Real Examples (Embedded Videos)
Below are two sample embeds demonstrating Veo 3’s native audio and dialogue capability. Replace with your own uploads if preferred.
Quality Boosters, Safety & Compliance
- Keep it short: 5–8 second shots are ideal for scroll-stopping hooks.
- One action, one line: clearer prompts yield cleaner lip-sync and timing.
- Lighting & lens cues: add “soft key light,” “50mm,” “24fps,” “sharp focus” to stabilize look.
- Consistent palette: repeat your brand colors and typography across shots.
- Captions: always include burned-in or platform captions for silent autoplay.
- Policy-safe: avoid disallowed content; use AI labels/watermarks when required.
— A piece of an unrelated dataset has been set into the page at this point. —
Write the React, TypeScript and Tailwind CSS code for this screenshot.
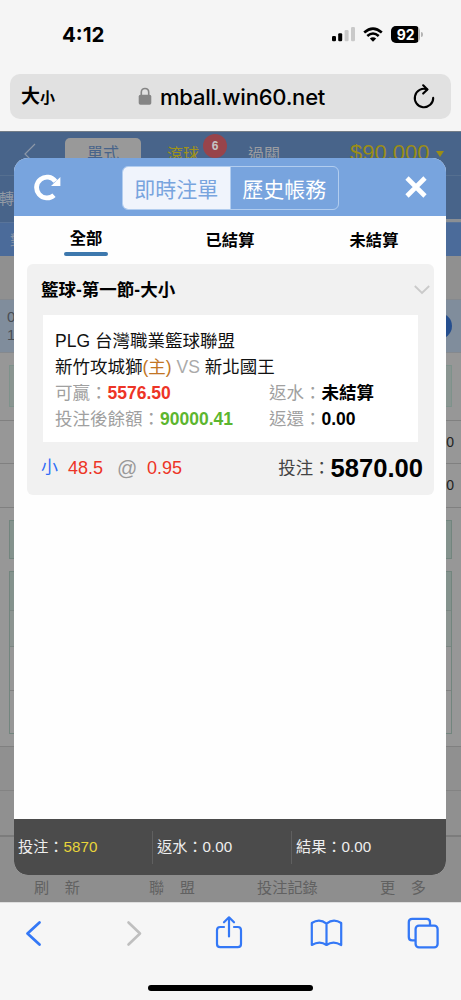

- Attribution: credit music/voices only if you add external assets; native audio generally doesn’t need third-party licensing.
Veo 3 FAQs
How long are the clips?
Consumer plans typically generate short clips (often around 8 seconds). Build longer videos by chaining shots in Flow or your editor.
Can Veo 3 generate voices?
Yes. Add a concise line under Dialogue: in your prompt. Keep pacing natural—one sentence per shot works best.
Can I turn a photo into a video?
Yes. Use image-to-video or photo extension. Ask for subtle camera moves like “slow dolly out” or “parallax reveal.”
How do I keep videos on-brand?
Reference your brand colors, lens, lighting, and framing in every prompt. Add a small corner logo or end card in the editor.
Is this okay for ads?
Yes—if your content follows platform policies. For performance, script a clear hook, proof point, and CTA within 6–12 seconds.
Best niches to try?
How-to, travel micro-guides, home products, fashion try-ons, tech explainers, quick recipes, and UGC-style product demos.